### PROBLEM DETAILS
Every line of the listing must be reproduced as it stands. Leave the images behind.

────────────────────

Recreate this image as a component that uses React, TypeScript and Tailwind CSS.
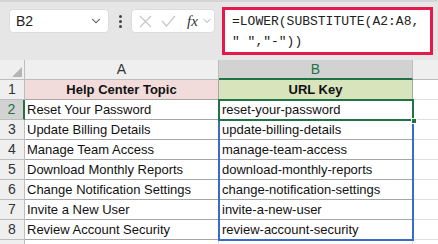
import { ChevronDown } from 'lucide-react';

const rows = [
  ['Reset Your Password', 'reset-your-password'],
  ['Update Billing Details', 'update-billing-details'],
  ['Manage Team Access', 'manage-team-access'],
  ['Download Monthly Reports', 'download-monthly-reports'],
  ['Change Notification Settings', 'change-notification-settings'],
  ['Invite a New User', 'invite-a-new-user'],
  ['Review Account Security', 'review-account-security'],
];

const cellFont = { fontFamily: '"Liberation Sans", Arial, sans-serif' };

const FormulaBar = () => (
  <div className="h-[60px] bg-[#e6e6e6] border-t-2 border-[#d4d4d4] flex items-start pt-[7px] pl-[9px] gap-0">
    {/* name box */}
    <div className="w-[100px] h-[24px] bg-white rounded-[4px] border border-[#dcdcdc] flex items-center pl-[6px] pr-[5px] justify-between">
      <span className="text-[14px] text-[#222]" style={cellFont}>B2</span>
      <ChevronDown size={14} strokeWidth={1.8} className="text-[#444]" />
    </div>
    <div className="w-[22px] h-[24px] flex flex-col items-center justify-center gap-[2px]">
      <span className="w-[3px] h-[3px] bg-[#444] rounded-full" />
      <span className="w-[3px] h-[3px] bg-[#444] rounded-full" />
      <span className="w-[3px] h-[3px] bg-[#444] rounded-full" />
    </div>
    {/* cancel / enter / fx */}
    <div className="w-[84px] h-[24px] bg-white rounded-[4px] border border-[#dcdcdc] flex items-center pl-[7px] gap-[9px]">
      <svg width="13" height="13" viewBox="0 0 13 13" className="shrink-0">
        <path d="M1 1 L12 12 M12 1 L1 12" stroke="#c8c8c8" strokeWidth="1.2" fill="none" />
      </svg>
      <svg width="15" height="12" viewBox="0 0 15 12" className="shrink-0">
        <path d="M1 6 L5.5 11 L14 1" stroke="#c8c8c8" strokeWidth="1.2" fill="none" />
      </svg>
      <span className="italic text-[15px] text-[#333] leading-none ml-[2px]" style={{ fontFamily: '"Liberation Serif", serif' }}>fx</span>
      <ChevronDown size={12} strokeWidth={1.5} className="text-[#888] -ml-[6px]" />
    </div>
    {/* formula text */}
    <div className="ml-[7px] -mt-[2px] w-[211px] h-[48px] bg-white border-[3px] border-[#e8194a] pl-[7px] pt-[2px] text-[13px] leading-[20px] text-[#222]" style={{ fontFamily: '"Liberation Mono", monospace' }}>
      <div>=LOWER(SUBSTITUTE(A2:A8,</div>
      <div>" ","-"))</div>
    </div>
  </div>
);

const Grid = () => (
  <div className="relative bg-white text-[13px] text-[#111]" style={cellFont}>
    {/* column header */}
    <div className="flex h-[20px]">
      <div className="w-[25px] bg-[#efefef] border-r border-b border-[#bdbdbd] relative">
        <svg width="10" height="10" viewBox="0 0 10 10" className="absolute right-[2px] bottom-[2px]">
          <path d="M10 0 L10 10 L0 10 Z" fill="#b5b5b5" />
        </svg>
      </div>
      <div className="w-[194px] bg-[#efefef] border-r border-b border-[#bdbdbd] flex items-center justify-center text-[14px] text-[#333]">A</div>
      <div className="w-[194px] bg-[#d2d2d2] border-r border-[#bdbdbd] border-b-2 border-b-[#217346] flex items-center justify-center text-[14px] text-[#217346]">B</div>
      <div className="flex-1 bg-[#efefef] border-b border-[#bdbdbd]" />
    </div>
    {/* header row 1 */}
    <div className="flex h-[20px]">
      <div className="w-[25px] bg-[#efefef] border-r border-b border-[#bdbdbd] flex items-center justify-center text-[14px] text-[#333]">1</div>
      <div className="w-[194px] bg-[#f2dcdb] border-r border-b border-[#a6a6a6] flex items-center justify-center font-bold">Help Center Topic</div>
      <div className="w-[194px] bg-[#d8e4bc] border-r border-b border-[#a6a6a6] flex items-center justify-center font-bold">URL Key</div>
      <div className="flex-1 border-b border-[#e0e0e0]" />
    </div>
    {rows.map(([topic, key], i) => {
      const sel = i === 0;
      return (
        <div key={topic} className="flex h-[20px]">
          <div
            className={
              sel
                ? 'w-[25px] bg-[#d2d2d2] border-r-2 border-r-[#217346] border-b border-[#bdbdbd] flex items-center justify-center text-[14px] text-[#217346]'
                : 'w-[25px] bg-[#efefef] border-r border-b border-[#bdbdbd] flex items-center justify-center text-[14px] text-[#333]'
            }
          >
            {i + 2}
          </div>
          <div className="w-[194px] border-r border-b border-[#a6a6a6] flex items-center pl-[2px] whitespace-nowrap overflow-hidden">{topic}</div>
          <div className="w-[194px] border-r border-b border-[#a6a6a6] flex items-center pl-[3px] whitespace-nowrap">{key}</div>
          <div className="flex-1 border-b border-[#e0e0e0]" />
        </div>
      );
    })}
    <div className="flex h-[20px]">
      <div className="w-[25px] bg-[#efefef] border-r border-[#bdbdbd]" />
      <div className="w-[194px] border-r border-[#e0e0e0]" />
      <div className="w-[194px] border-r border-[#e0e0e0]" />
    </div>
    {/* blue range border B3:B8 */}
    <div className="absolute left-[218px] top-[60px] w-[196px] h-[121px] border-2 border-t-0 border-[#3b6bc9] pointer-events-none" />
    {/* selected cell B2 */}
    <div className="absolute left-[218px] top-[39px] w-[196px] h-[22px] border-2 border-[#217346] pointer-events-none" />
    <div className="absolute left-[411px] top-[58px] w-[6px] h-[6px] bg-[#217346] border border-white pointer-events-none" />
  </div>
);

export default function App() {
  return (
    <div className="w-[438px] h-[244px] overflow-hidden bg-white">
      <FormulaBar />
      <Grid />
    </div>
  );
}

────────────────────

### RESULT FOR THIS TASK
Recreate this image as a component that uses React, TypeScript and Tailwind CSS.
import { ChevronDown } from 'lucide-react';

const rows = [
  ['Reset Your Password', 'reset-your-password'],
  ['Update Billing Details', 'update-billing-details'],
  ['Manage Team Access', 'manage-team-access'],
  ['Download Monthly Reports', 'download-monthly-reports'],
  ['Change Notification Settings', 'change-notification-settings'],
  ['Invite a New User', 'invite-a-new-user'],
  ['Review Account Security', 'review-account-security'],
];

const cellFont = { fontFamily: '"Liberation Sans", Arial, sans-serif' };

const FormulaBar = () => (
  <div className="h-[60px] bg-[#e6e6e6] border-t-2 border-[#d4d4d4] flex items-start pt-[7px] pl-[9px] gap-0">
    {/* name box */}
    <div className="w-[100px] h-[24px] bg-white rounded-[4px] border border-[#dcdcdc] flex items-center pl-[6px] pr-[5px] justify-between">
      <span className="text-[14px] text-[#222]" style={cellFont}>B2</span>
      <ChevronDown size={14} strokeWidth={1.8} className="text-[#444]" />
    </div>
    <div className="w-[22px] h-[24px] flex flex-col items-center justify-center gap-[2px]">
      <span className="w-[3px] h-[3px] bg-[#444] rounded-full" />
      <span className="w-[3px] h-[3px] bg-[#444] rounded-full" />
      <span className="w-[3px] h-[3px] bg-[#444] rounded-full" />
    </div>
    {/* cancel / enter / fx */}
    <div className="w-[84px] h-[24px] bg-white rounded-[4px] border border-[#dcdcdc] flex items-center pl-[7px] gap-[9px]">
      <svg width="13" height="13" viewBox="0 0 13 13" className="shrink-0">
        <path d="M1 1 L12 12 M12 1 L1 12" stroke="#c8c8c8" strokeWidth="1.2" fill="none" />
      </svg>
      <svg width="15" height="12" viewBox="0 0 15 12" className="shrink-0">
        <path d="M1 6 L5.5 11 L14 1" stroke="#c8c8c8" strokeWidth="1.2" fill="none" />
      </svg>
      <span className="italic text-[15px] text-[#333] leading-none ml-[2px]" style={{ fontFamily: '"Liberation Serif", serif' }}>fx</span>
      <ChevronDown size={12} strokeWidth={1.5} className="text-[#888] -ml-[6px]" />
    </div>
    {/* formula text */}
    <div className="ml-[7px] -mt-[2px] w-[211px] h-[48px] bg-white border-[3px] border-[#e8194a] pl-[7px] pt-[2px] text-[13px] leading-[20px] text-[#222]" style={{ fontFamily: '"Liberation Mono", monospace' }}>
      <div>=LOWER(SUBSTITUTE(A2:A8,</div>
      <div>" ","-"))</div>
    </div>
  </div>
);

const Grid = () => (
  <div className="relative bg-white text-[13px] text-[#111]" style={cellFont}>
    {/* column header */}
    <div className="flex h-[20px]">
      <div className="w-[25px] bg-[#efefef] border-r border-b border-[#bdbdbd] relative">
        <svg width="10" height="10" viewBox="0 0 10 10" className="absolute right-[2px] bottom-[2px]">
          <path d="M10 0 L10 10 L0 10 Z" fill="#b5b5b5" />
        </svg>
      </div>
      <div className="w-[194px] bg-[#efefef] border-r border-b border-[#bdbdbd] flex items-center justify-center text-[14px] text-[#333]">A</div>
      <div className="w-[194px] bg-[#d2d2d2] border-r border-[#bdbdbd] border-b-2 border-b-[#217346] flex items-center justify-center text-[14px] text-[#217346]">B</div>
      <div className="flex-1 bg-[#efefef] border-b border-[#bdbdbd]" />
    </div>
    {/* header row 1 */}
    <div className="flex h-[20px]">
      <div className="w-[25px] bg-[#efefef] border-r border-b border-[#bdbdbd] flex items-center justify-center text-[14px] text-[#333]">1</div>
      <div className="w-[194px] bg-[#f2dcdb] border-r border-b border-[#a6a6a6] flex items-center justify-center font-bold">Help Center Topic</div>
      <div className="w-[194px] bg-[#d8e4bc] border-r border-b border-[#a6a6a6] flex items-center justify-center font-bold">URL Key</div>
      <div className="flex-1 border-b border-[#e0e0e0]" />
    </div>
    {rows.map(([topic, key], i) => {
      const sel = i === 0;
      return (
        <div key={topic} className="flex h-[20px]">
          <div
            className={
              sel
                ? 'w-[25px] bg-[#d2d2d2] border-r-2 border-r-[#217346] border-b border-[#bdbdbd] flex items-center justify-center text-[14px] text-[#217346]'
                : 'w-[25px] bg-[#efefef] border-r border-b border-[#bdbdbd] flex items-center justify-center text-[14px] text-[#333]'
            }
          >
            {i + 2}
          </div>
          <div className="w-[194px] border-r border-b border-[#a6a6a6] flex items-center pl-[2px] whitespace-nowrap overflow-hidden">{topic}</div>
          <div className="w-[194px] border-r border-b border-[#a6a6a6] flex items-center pl-[3px] whitespace-nowrap">{key}</div>
          <div className="flex-1 border-b border-[#e0e0e0]" />
        </div>
      );
    })}
    <div className="flex h-[20px]">
      <div className="w-[25px] bg-[#efefef] border-r border-[#bdbdbd]" />
      <div className="w-[194px] border-r border-[#e0e0e0]" />
      <div className="w-[194px] border-r border-[#e0e0e0]" />
    </div>
    {/* blue range border B3:B8 */}
    <div className="absolute left-[218px] top-[60px] w-[196px] h-[121px] border-2 border-t-0 border-[#3b6bc9] pointer-events-none" />
    {/* selected cell B2 */}
    <div className="absolute left-[218px] top-[39px] w-[196px] h-[22px] border-2 border-[#217346] pointer-events-none" />
    <div className="absolute left-[411px] top-[58px] w-[6px] h-[6px] bg-[#217346] border border-white pointer-events-none" />
  </div>
);

export default function App() {
  return (
    <div className="w-[438px] h-[244px] overflow-hidden bg-white">
      <FormulaBar />
      <Grid />
    </div>
  );
}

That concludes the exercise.